Our cash requirements under our contractual obligations and commitments consist primarily of lease arrangements. For information on our lease obligations and the amount and timing of future payments, see Note 13 within “Notes to Condensed Consolidated Financial Statements” in Part I, Item 1 of this report. As of June 30, 2022, we had no debt obligations.

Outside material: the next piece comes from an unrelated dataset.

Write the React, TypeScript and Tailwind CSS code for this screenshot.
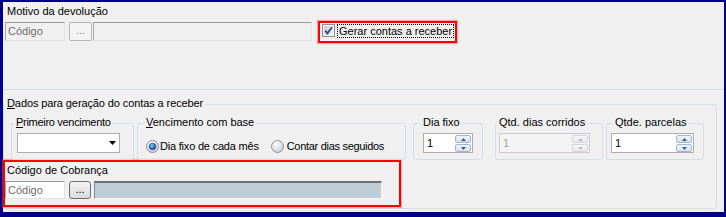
import React from "react";

function GroupBox({
  label,
  className,
  labelClass,
  children,
}: {
  label: React.ReactNode;
  className: string;
  labelClass: string;
  children?: React.ReactNode;
}) {
  return (
    <div className={`rounded-[3px] border border-[#d5dfe5] ${className}`}>
      <div className={`-mt-[8px] h-[13px] w-fit bg-[#f0f0f0] px-[2px] leading-[13px] ${labelClass}`}>
        {label}
      </div>
      {children}
    </div>
  );
}

function Arrow({ up, disabled }: { up?: boolean; disabled?: boolean }) {
  const fill = disabled ? "#b8bcc2" : "#3d5a8a";
  return (
    <div
      className={`flex h-[9px] items-center justify-center rounded-[2px] border ${
        disabled
          ? "border-[#d2d5d9] bg-[linear-gradient(#f7f7f7,#e8e9eb)]"
          : "border-[#a7b5c8] bg-[linear-gradient(#f1f5fa,#d7e1ec)]"
      }`}
    >
      <svg width="5" height="3" viewBox="0 0 5 3">
        <path d={up ? "M0 3 L2.5 0 L5 3 Z" : "M0 0 L2.5 3 L5 0 Z"} fill={fill} />
      </svg>
    </div>
  );
}

function Spin({ className, disabled }: { className: string; disabled?: boolean }) {
  return (
    <div
      className={`flex h-[20px] border ${
        disabled ? "border-[#c9ccd1] bg-[#f4f4f4] text-[#a3a3a3]" : "border-[#abadb3] bg-white text-black"
      } ${className}`}
    >
      <div className="flex-1 pl-[3px] leading-[18px]">1</div>
      <div className="mr-px mt-px flex w-[16px] flex-col gap-px">
        <Arrow up disabled={disabled} />
        <Arrow disabled={disabled} />
      </div>
    </div>
  );
}

function Radio({ checked }: { checked?: boolean }) {
  return (
    <svg width="13" height="13" viewBox="0 0 13 13" className="shrink-0">
      <defs>
        <radialGradient id="rOff" cx="0.35" cy="0.3" r="0.8">
          <stop offset="0" stopColor="#ffffff" />
          <stop offset="1" stopColor="#c6c8cc" />
        </radialGradient>
        <radialGradient id="rOn" cx="0.4" cy="0.35" r="0.7">
          <stop offset="0" stopColor="#9fd3ff" />
          <stop offset="0.6" stopColor="#2b72d0" />
          <stop offset="1" stopColor="#16448f" />
        </radialGradient>
      </defs>
      <circle cx="6.5" cy="6.5" r="6" fill="url(#rOff)" stroke="#8e9196" />
      {checked && <circle cx="6.5" cy="6.5" r="3.3" fill="url(#rOn)" stroke="#1d3f7a" strokeWidth="0.6" />}
    </svg>
  );
}

function CheckBox() {
  return (
    <svg width="13" height="13" viewBox="0 0 13 13" className="shrink-0">
      <defs>
        <linearGradient id="cb" x1="0" y1="0" x2="1" y2="1">
          <stop offset="0" stopColor="#c9ccd2" />
          <stop offset="1" stopColor="#eff1f4" />
        </linearGradient>
      </defs>
      <rect x="0.5" y="0.5" width="12" height="12" fill="#f5f5f5" stroke="#8e8f8f" />
      <rect x="2" y="2" width="9" height="9" fill="url(#cb)" />
      <path d="M3.2 6.6 L5.4 9.4 L10 3.2" fill="none" stroke="#2d4c9c" strokeWidth="1.8" />
    </svg>
  );
}

const inset = "border border-t-[#9a9a9a] border-l-[#a8a8a8] border-r-[#e3e3e3] border-b-[#e3e3e3]";

export default function App() {
  return (
    <div className="h-[217px] w-[726px] bg-[#000088] pb-[5px] pl-[3px] pr-[2px] pt-[2px] font-['Liberation_Sans',Arial,sans-serif] text-[11px] text-black">
      <div className="h-[210px] w-[721px] bg-[#f0f0f0]">
        {/* Motivo da devolução */}
        <div className="h-[87px] pt-[3px]">
          <div className="h-[13px] pl-[4px] leading-[13px]">Motivo da devolução</div>
          <div className="mt-[4px] flex h-[19px] items-start pl-[2px]">
            <div className={`h-[19px] w-[60px] bg-[#f0f0f0] pl-[2px] leading-[17px] text-[#6d6d6d] ${inset}`}>Código</div>
            <div className="ml-[4px] flex h-[19px] w-[23px] items-center justify-center rounded-[2px] border border-[#b5b5b5] bg-[#f4f4f4] pb-[2px] text-[#8a8a8a]">
              ...
            </div>
            <div className={`ml-[1px] h-[19px] w-[219px] bg-[#f0f0f0] ${inset}`} />
            <div className="-mt-[1px] ml-[6px] flex h-[22px] w-[139px] items-start border-2 border-[#ff0000] pl-[2px] pt-px shadow-[0_0_1px_1px_rgba(255,80,80,0.45)]">
              <CheckBox />
              <span className="ml-[2px] h-[14px] border border-dotted border-black px-px leading-[12px]">
                Gerar contas a receber
              </span>
            </div>
          </div>
        </div>
        <div className="h-px bg-[#d5dde4]" />

        {/* Dados para geração do contas a receber */}
        <GroupBox
          className="mt-[14px] h-[105px] w-[714px]"
          labelClass="ml-[1px] tracking-[-0.1px]"
          label={
            <>
              <span className="underline">D</span>ados para geração do contas a receber
            </>
          }
        >
          <div className="mt-[13px] flex items-start">
            <GroupBox
              className="ml-[7px] h-[37px] w-[123px]"
              labelClass="ml-[2px] tracking-[-0.3px]"
              label={
                <>
                  <span className="underline">P</span>rimeiro vencimento
                </>
              }
            >
              <div className="ml-[5px] mt-[4px] flex h-[20px] w-[103px] items-center justify-end border border-[#abadb3] bg-white pr-[3px]">
                <svg width="7" height="4" viewBox="0 0 7 4">
                  <path d="M0 0 L7 0 L3.5 4 Z" fill="#000" />
                </svg>
              </div>
            </GroupBox>

            <GroupBox
              className="ml-[3px] h-[37px] w-[269px]"
              labelClass="ml-[6px]"
              label={
                <>
                  <span className="underline">V</span>encimento com base
                </>
              }
            >
              <div className="ml-[8px] mt-[11px] flex h-[13px] items-center">
                <Radio checked />
                <span className="ml-[1px] leading-[13px] tracking-[-0.2px]">Dia fixo de cada mês</span>
                <div className="ml-[12px]">
                  <Radio />
                </div>
                <span className="ml-[3px] leading-[13px] tracking-[-0.3px]">Contar dias seguidos</span>
              </div>
            </GroupBox>

            <GroupBox className="ml-[7px] h-[37px] w-[70px]" labelClass="ml-[7px]" label="Dia fixo">
              <Spin className="ml-[9px] mt-[4px] w-[50px]" />
            </GroupBox>

            <GroupBox className="ml-[12px] h-[37px] w-[108px]" labelClass="ml-[1px]" label="Qtd. dias corridos">
              <Spin className="ml-[3px] mt-[4px] w-[91px]" disabled />
            </GroupBox>

            <GroupBox className="ml-[3px] h-[37px] w-[98px]" labelClass="ml-[6px]" label="Qtde. parcelas">
              <Spin className="ml-[4px] mt-[4px] w-[83px]" />
            </GroupBox>
          </div>

          {/* Código de Cobrança */}
          <div className="-ml-[1px] h-[47px] w-[398px] border-2 border-[#ff0000] pl-[2px] shadow-[0_0_1px_1px_rgba(255,80,80,0.45)]">
            <div className="mt-[2px] h-[13px] leading-[13px]">Código de Cobrança</div>
            <div className="-ml-[2px] mt-[4px] flex h-[18px] items-start">
              <div className={`h-[18px] w-[60px] bg-white pl-[2px] leading-[16px] text-[#6d6d6d] ${inset}`}>Código</div>
              <div className="ml-[4px] flex h-[18px] w-[22px] items-center justify-center rounded-[3px] border border-[#707070] bg-[linear-gradient(#f2f2f2,#dadada)] pb-[2px]">
                ...
              </div>
              <div className="ml-[3px] h-[18px] w-[288px] border border-t-2 border-t-[#6f6f6f] border-l-[#8a8a8a] border-r-[#f5f5f5] border-b-[#f5f5f5] bg-[#bfcdd9]" />
            </div>
          </div>
        </GroupBox>
      </div>
    </div>
  );
}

The following table sets forth our cash flows.
Six Months Ended
June 30,
dollars in thousands20222021
Cash used in:
Operating activities$(20,191)$(10,837)
Investing activities(2,714)(2,115)
Financing activities(837)(1,606)
Effect of Exchange Rate Change on Cash, Cash equivalents, and Restricted Cash(13)11 
Net decrease in Cash, Cash equivalents, and Restricted Cash$(23,755)$(14,547)
Operating Activities
Cash used in operating activities for the six months ended June 30, 2022 increased $9,354 thousand compared to the same period in 2021, primarily driven by targeted investments in new products and solutions, including Varsity Tutors for Schools, and marketing; new talent hires across engineering and product to drive new product innovation and growth; and unfavorable changes in working capital as we transition from selling packages to Learnings Memberships. In addition, cash used in operating activities for the current year period reflects the increased finance, accounting, and legal costs of being a public company. These negative impacts were partially offset by favorable changes in the timing of collections of accounts receivable and lower interest paid of $2,136 thousand in the current year period.
Investing Activities
Cash used in investing activities was $2,714 thousand and $2,115 thousand for the six months ended June 30, 2022 and 2021, respectively. Cash used in investing activities related to capital expenditures primarily for the development of internal use software and IT equipment.
Financing Activities
Six months ended June 30, 2022
Cash used in financing activities for the six months ended June 30, 2022 was $837 thousand, which primarily related to payments made to Legacy Nerdy Holders in connection with the Reverse Recapitalization.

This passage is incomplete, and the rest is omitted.